“You haven’t taught until they have learned.” With this simple phrase and his dedication to constant improvement, John Wooden sparked a revolution in coaching strategies. From a coach in Ohio who turned his basketball team around with Wooden’s personal advice, to coaches in Uganda who devoted themselves to his principles without ever having met him, the six-time NCAA Coach of the Year has had a fundamental impact on the way coaches instruct their players.
Wooden, a firm believer that anyone who is “through learning, is through,” constantly worked to improve his own coaching methods and never hesitated to constructively correct a player’s technique. He kept his critiques concise and specific, always careful never to coddle nor be too harsh in his feedback. He periodically identified areas in his coaching that could be improved, researched the issues during the off-season, and implemented new methods until the players progressed. These and other strategies aided him in his efforts to continually become a better teacher and coach.

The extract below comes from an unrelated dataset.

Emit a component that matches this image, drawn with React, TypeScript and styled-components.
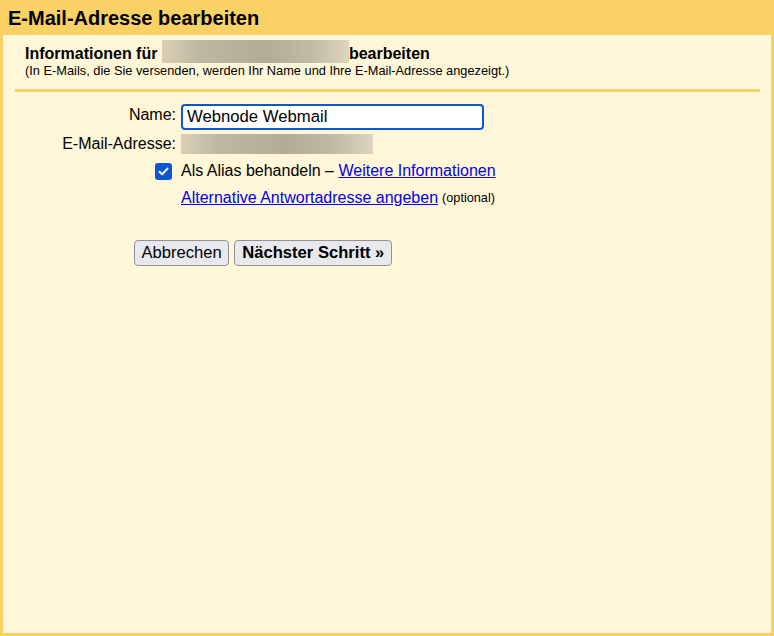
import React from "react";
import styled, { createGlobalStyle } from "styled-components";

const Global = createGlobalStyle`
  html, body { margin: 0; padding: 0; }
  body { font-family: Arial, "Liberation Sans", sans-serif; color: #000; }
`;

const Frame = styled.div`
  width: 774px;
  height: 636px;
  box-sizing: border-box;
  background: #fad165;
  padding: 0 3px 3px 3px;
  display: flex;
  flex-direction: column;
`;

const Title = styled.h1`
  margin: 0;
  height: 35px;
  box-sizing: border-box;
  padding: 6px 0 0 5px;
  font-size: 20px;
  font-weight: bold;
  line-height: 24px;
`;

const Panel = styled.div`
  flex: 1;
  background: #fff7d7;
  padding: 5px 11px 0 12px;
  display: flex;
  flex-direction: column;
`;

const InfoHead = styled.div`
  padding: 0 0 0 10px;
`;

const InfoTitle = styled.div`
  display: flex;
  align-items: flex-end;
  font-size: 16px;
  line-height: 19px;
  font-weight: bold;
  height: 23px;
  white-space: nowrap;
`;

const Blur = styled.span<{ $w: number; $h: number }>`
  display: inline-block;
  flex: none;
  width: ${(p) => p.$w}px;
  height: ${(p) => p.$h}px;
  background: linear-gradient(
    90deg,
    #d8cfb6 0%,
    #bfb8a0 20%,
    #b3ab94 55%,
    #c2baa2 80%,
    #ddd5bd 100%
  );
`;

const InfoNote = styled.div`
  font-size: 12.8px;
  line-height: 14px;
  margin-top: 1px;
  white-space: nowrap;
`;

const Rule = styled.div`
  height: 3px;
  background: #fad165;
  margin-top: 11px;
`;

const Form = styled.div`
  display: grid;
  grid-template-columns: 173px 1fr;
  column-gap: 5px;
  margin-top: 12px;
  margin-left: -12px;
  font-size: 16px;
`;

const Label = styled.div<{ $top?: boolean }>`
  text-align: right;
  align-self: ${(p) => (p.$top ? "start" : "center")};
  padding-top: ${(p) => (p.$top ? "2px" : "0")};
  white-space: nowrap;
`;

const Cell = styled.div<{ $h: number }>`
  height: ${(p) => p.$h}px;
  display: flex;
  align-items: center;
  white-space: nowrap;
`;

const Input = styled.input`
  width: 303px;
  height: 26px;
  box-sizing: border-box;
  border: 2px solid #0b57d0;
  border-radius: 4px;
  background: #fff;
  font-family: Arial, "Liberation Sans", sans-serif;
  font-size: 16.7px;
  padding: 0 4px;
  outline: none;
  color: #000;
`;

const CheckCell = styled.div`
  display: flex;
  justify-content: flex-end;
  align-items: center;
  padding-right: 4px;
`;

const Check = styled.span`
  width: 17px;
  height: 17px;
  box-sizing: border-box;
  border-radius: 3px;
  background: #0b57d0;
  display: inline-flex;
  align-items: center;
  justify-content: center;
`;

const Link = styled.a`
  color: #0000ee;
  text-decoration: underline;
  cursor: pointer;
`;

const Small = styled.span`
  font-size: 12.7px;
  margin-left: 4px;
`;

const Buttons = styled.div`
  display: flex;
  gap: 5px;
  margin-top: 28px;
  margin-left: 119px;
`;

const Button = styled.button<{ $primary?: boolean }>`
  height: 26px;
  box-sizing: border-box;
  border: 1px solid #8f8f9d;
  border-radius: 4px;
  background: #e9e9ed;
  font-family: Arial, "Liberation Sans", sans-serif;
  font-size: 16.6px;
  font-weight: ${(p) => (p.$primary ? "bold" : "normal")};
  padding: 0 ${(p) => (p.$primary ? "7px" : "6.5px")};
  color: #000;
`;

export default function App() {
  return (
    <>
      <Global />
      <Frame>
        <Title>E-Mail-Adresse bearbeiten</Title>
        <Panel>
          <InfoHead>
            <InfoTitle>
              Informationen für&nbsp;
              <Blur $w={187} $h={23} />
              bearbeiten
            </InfoTitle>
            <InfoNote>
              (In E-Mails, die Sie versenden, werden Ihr Name und Ihre E-Mail-Adresse angezeigt.)
            </InfoNote>
          </InfoHead>
          <Rule />
          <Form>
            <Label $top>Name:</Label>
            <Cell $h={26}>
              <Input defaultValue="Webnode Webmail" />
            </Cell>
            <Label>E-Mail-Adresse:</Label>
            <Cell $h={28}>
              <Blur $w={192} $h={20} />
            </Cell>
            <CheckCell>
              <Check>
                <svg width="13" height="13" viewBox="0 0 13 13">
                  <path d="M2.5 6.8 L5.2 9.3 L10.5 3.6" fill="none" stroke="#fff" strokeWidth="2" strokeLinecap="round" strokeLinejoin="round" />
                </svg>
              </Check>
            </CheckCell>
            <Cell $h={26}>
              Als Alias behandeln –&nbsp;<Link>Weitere Informationen</Link>
            </Cell>
            <div />
            <Cell $h={28}>
              <Link>Alternative Antwortadresse angeben</Link>
              <Small>(optional)</Small>
            </Cell>
          </Form>
          <Buttons>
            <Button>Abbrechen</Button>
            <Button $primary>Nächster Schritt »</Button>
          </Buttons>
        </Panel>
      </Frame>
    </>
  );
}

According to this article by AthleticManagement.com, Henry “Hank” Bias, a head boys’ basketball coach in Kettering, Ohio, used Wooden’s techniques to improve his team’s record of 3-17 to a record of 17-6 in only three years. He worked constantly during those years to better his own teaching methods, with encouragement from Wooden himself and Swen Nater, one of Wooden’s former players at UCLA. After realizing that his coaching had been disorganized and impeded by lengthy lectures in the middle of practices, Bias adopted Wooden’s philosophy of strict practice time frames, as well as planning each practice session’s objectives more concretely. Both during and after practices, Bias took notes on the drills that needed work; he would then review his notes and develop improvements based on what he had observed. Like Wooden, he kept his critiques short and no longer interrupted drills to give feedback. During the five years immediately following his switch to Wooden’s methods, the team’s record was the best since the 1920s.
Over 7,000 miles away in Uganda, coaches utilize Wooden’s philosophies in the same ways. One coach, Ayeet Timothy Odeke, followed Wooden’s teaching methods for six years before even reading one of his books. When he finally got the chance to visit UCLA, where Wooden won ten national championships, he described the experience as “surreal.” He and three other Ugandan coaches toured the campus and watched a video of Wooden teaching a sports psychology class. “The values and things he says are universal,” Odeke said. In Uganda, courts and basketball shoes are sometimes unavailable, and many youths in some villages are homeless or drug addicts. Odeke and the other coaches strive to engage children in sports to keep them out of trouble, using Wooden’s principles to help them achieve personal success.
According to Wooden, “Profound responsibilities come with teaching and coaching. You can do so much good–or harm. It’s why I believe that next to parenting, teaching and coaching are the two most important professions in the world.” By adapting and utilizing Wooden’s core philosophies, teachers and coaches alike can improve their student-athletes’ performance both in the classroom and on the court.